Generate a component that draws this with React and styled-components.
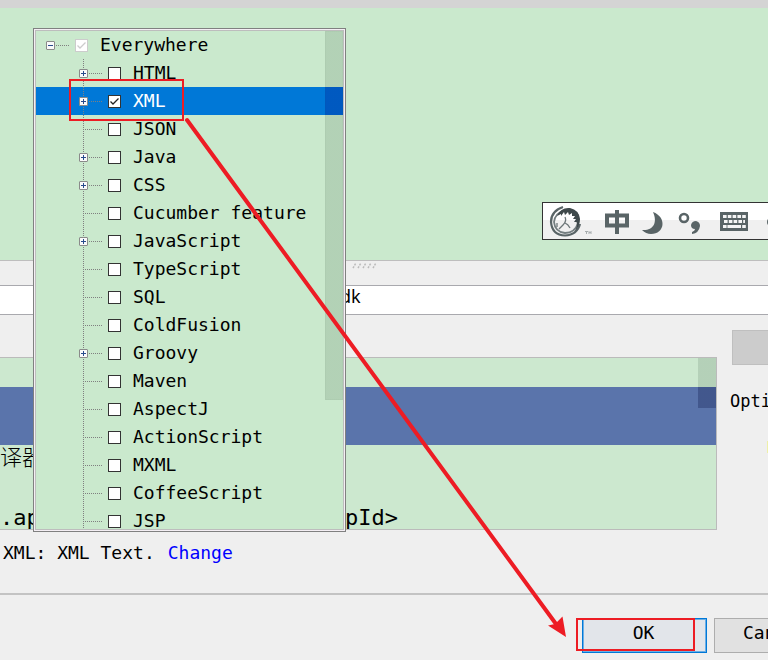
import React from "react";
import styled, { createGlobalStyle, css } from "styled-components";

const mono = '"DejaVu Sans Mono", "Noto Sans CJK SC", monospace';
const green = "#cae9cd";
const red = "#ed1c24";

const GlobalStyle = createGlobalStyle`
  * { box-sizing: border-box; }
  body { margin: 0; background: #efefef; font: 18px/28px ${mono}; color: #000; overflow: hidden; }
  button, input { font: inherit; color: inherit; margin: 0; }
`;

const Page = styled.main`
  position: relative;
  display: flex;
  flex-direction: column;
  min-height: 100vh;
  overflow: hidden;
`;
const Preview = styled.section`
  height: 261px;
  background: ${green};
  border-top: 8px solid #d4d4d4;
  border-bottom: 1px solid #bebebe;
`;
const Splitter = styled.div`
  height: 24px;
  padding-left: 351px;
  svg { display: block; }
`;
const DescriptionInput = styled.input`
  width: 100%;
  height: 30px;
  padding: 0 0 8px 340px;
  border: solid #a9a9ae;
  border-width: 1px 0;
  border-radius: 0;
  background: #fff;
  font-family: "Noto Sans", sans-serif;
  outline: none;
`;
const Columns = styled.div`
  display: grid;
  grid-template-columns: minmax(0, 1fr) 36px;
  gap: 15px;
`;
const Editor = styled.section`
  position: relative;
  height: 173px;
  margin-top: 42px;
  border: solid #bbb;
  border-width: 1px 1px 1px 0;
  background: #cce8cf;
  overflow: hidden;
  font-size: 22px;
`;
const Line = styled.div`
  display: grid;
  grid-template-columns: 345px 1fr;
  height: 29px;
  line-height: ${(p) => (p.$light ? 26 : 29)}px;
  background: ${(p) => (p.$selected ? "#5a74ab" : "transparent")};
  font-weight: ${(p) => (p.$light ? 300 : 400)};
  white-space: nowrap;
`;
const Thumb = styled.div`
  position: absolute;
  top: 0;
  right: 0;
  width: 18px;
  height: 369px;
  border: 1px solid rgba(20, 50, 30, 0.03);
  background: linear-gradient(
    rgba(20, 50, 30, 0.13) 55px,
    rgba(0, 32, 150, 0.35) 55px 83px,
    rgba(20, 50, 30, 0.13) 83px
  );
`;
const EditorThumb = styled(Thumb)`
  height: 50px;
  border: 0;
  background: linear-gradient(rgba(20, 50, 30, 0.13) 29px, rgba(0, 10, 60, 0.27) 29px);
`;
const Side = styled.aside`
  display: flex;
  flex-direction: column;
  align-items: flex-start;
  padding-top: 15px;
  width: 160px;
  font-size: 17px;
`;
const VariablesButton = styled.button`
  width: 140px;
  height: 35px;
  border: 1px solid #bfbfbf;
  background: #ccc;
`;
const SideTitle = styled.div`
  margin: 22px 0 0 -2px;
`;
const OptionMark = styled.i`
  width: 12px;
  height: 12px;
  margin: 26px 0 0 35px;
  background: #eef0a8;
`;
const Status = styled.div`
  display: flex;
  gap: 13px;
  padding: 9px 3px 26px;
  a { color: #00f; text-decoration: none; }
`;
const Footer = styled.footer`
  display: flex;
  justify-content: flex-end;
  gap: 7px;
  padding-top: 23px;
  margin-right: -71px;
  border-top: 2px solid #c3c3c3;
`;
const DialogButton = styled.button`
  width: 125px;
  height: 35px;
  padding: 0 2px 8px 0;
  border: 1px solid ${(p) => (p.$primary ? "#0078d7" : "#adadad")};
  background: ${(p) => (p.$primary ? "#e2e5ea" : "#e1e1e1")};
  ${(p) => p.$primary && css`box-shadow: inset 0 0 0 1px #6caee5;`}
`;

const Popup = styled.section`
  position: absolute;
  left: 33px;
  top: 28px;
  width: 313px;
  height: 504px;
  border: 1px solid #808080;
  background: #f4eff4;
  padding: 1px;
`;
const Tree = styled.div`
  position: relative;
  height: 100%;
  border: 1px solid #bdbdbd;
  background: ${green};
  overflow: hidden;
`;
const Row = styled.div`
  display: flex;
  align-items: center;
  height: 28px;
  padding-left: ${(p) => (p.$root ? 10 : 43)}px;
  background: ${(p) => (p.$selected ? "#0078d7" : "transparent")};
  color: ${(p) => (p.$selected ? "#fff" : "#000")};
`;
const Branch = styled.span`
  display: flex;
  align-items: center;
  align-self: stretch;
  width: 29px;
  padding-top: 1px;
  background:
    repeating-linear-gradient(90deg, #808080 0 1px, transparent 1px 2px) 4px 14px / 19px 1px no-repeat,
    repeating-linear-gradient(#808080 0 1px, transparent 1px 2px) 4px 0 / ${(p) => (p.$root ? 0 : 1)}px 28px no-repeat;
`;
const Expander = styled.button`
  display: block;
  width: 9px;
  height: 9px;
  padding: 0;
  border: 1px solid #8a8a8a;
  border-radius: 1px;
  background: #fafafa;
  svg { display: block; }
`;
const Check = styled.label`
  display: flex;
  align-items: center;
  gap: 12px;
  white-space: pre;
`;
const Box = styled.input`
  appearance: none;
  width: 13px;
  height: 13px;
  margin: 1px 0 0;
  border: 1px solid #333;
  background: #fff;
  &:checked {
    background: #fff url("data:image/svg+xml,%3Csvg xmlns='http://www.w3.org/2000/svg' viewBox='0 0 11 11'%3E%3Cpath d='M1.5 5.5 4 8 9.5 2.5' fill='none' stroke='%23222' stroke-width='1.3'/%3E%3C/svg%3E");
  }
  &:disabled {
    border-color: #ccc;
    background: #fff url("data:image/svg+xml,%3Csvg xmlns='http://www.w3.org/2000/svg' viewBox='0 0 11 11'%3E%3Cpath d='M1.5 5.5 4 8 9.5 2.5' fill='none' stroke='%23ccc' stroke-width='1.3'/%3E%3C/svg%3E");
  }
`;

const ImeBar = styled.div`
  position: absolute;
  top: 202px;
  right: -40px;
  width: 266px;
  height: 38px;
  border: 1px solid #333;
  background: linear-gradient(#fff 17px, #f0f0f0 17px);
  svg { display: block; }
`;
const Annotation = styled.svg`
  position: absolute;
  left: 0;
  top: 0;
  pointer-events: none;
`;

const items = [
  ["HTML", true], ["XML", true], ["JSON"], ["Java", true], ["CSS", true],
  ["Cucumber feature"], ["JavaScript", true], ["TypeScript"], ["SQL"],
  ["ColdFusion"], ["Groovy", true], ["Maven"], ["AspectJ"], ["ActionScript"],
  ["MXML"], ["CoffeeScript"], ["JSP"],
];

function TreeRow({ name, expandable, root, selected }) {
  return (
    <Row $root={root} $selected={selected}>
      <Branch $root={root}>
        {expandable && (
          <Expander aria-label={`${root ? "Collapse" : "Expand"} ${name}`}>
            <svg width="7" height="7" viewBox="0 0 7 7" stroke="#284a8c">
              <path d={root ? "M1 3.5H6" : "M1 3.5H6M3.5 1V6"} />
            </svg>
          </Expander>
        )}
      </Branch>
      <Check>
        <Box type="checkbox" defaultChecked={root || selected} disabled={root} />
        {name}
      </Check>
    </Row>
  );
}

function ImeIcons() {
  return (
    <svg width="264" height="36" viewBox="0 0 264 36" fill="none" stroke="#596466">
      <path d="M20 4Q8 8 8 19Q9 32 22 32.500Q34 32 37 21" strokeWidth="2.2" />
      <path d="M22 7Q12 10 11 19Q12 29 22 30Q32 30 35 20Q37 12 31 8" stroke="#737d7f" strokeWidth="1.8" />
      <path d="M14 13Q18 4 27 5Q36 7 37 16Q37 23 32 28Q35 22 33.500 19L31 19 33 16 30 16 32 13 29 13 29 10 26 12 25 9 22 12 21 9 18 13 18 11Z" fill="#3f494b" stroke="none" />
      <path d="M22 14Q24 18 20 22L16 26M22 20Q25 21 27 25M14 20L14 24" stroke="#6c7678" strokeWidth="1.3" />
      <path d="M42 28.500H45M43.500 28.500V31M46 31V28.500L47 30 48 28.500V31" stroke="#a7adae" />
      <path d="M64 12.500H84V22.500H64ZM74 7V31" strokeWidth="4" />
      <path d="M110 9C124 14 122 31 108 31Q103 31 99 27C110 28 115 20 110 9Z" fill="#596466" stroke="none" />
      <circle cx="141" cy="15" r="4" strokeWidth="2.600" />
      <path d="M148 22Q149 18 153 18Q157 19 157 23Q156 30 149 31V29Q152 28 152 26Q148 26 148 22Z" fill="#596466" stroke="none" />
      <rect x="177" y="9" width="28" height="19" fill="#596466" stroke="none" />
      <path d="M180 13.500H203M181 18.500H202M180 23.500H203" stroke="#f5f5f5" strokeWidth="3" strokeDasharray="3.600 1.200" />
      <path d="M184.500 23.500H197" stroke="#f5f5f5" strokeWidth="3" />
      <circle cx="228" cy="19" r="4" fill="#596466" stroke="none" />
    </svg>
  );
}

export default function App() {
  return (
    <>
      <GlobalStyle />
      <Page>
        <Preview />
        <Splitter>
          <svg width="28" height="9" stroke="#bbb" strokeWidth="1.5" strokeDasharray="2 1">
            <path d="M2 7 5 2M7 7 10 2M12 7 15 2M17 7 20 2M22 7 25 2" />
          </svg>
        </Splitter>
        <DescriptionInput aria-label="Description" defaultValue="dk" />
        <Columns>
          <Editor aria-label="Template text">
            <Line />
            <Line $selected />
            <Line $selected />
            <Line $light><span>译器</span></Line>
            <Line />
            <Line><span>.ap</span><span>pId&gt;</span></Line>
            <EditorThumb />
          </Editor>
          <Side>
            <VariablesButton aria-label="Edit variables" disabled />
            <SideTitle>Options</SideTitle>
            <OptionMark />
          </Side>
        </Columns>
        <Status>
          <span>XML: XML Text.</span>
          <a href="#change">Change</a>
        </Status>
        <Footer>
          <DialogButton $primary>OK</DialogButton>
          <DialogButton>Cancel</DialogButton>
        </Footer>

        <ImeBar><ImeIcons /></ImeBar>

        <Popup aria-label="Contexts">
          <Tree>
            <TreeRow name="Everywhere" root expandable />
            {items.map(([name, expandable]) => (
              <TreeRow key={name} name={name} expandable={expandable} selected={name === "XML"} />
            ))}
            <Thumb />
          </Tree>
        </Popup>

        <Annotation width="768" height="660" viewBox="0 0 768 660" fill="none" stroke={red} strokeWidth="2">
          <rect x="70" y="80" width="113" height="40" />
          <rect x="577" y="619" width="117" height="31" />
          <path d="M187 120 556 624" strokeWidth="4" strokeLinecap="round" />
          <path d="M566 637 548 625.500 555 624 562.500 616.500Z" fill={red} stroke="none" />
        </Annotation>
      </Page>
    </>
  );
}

·····

WHAT IS ASKED:
Reply with the number of lines in the data that include the string "components" and nothing else.

PROBLEM SOLUTION:
2